Before taking their speech, participants were asked whether they will accept or not to be interviewed and we assured that the name or any identification of the participants will not be disclosed. In each interview, the targets of the study were described to the expected participants and the informed verbal consent was received. They were given freedom to be interviewed or not and if they accepted they were free to stop the meeting at any point without any insistence. These interviews were audio-recorded after receiving the approval of the participant. All information will continue to be anonymous, and all collected data will be used for this study only. We informed the respondents about the study objective and the respondents’ rights of withdrawal prior to interviews or even during the interviews.
4. RESULTS AND DISCUSSION
The first study showed a very low use of the seat belt by the driver (8.5%) and passenger (6.83%).
After three years, the results of the second study showed a significant increase in the seat belt use. The observations showed that 9.57% of drivers were using seat belts and 7.43% of passengers in front seats were also using seat belts.
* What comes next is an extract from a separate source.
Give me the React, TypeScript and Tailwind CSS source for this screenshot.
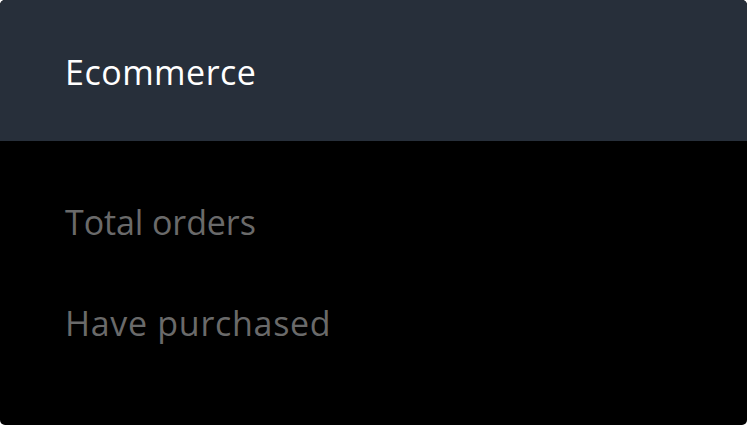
export default function App() {
  return (
    <div className="w-[747px] h-[425px] bg-white font-['Open_Sans',sans-serif]">
      <div className="w-full h-full rounded-[5px] overflow-hidden bg-black flex flex-col">
        <div className="h-[141px] bg-[#272f3a] flex items-center px-[65px]">
          <h1 className="text-[34px] font-normal text-white leading-none tracking-[0.5px] pt-[3px]">Ecommerce</h1>
        </div>
        <div className="flex flex-col px-[65px] pt-[63px] gap-[65px]">
          <span className="text-[34px] font-normal text-[#6a6a6a] leading-[36px] tracking-[-0.1px]">Total orders</span>
          <span className="text-[34px] font-normal text-[#6a6a6a] leading-[36px] tracking-[0.7px]">Have purchased</span>
        </div>
      </div>
    </div>
  )
}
YASA continued its efforts and put more pressure on the government to enforce traffic rules and regulations.
4.1. First Enforcement Campaign of Seat Belt by the Lebanese Government
As per international experience, a high rate of usage has been achieved only by enacting and implementing seat belt laws. Experiences from many high-income countries such as Canada, Sweden and the United Kingdom convinced the organizers to lobby and organize many activities during the following months to convince the Minister of Interior to enact a decree needed to activate the seat belt law, which dated back to 1967. During that time, what also helped was the existence of a political discussion in Lebanon towards the need and benefits of this law. Many political figures stated that the enactment of a seat belt law is required only after reaching a relatively high usage rate. The Minister of Interior Affairs stated that the decision to apply the legislation enacted in 1967 should be made urgently.
On May 3, 2001, the Ministry of Interior declared that the national seat belt law is enacted and will be enforced in the beginning of June 2001. It is, however, not an official law in a legal sense, because the Minster enacted a decision to apply the article related to the mandatory seat belt use to front seat passengers that was introduced as a law in June 1967, without being implemented for around 34 years. On the other hand, public awareness campaigns were jointly performed by the ministry and YASA that made many road users aware about the importance of seat belt use.
As in most countries, the onset of belt enforcement appears to be the critical factor and the announcement of impending enforcement was not enough. The decision made almost no change during the 27 days from the third of May till the first of June. The application of this law produced a substantial increase in the use of seat belts. The effect on the behavior was immediate and astonishing. The results of the observations were surprising.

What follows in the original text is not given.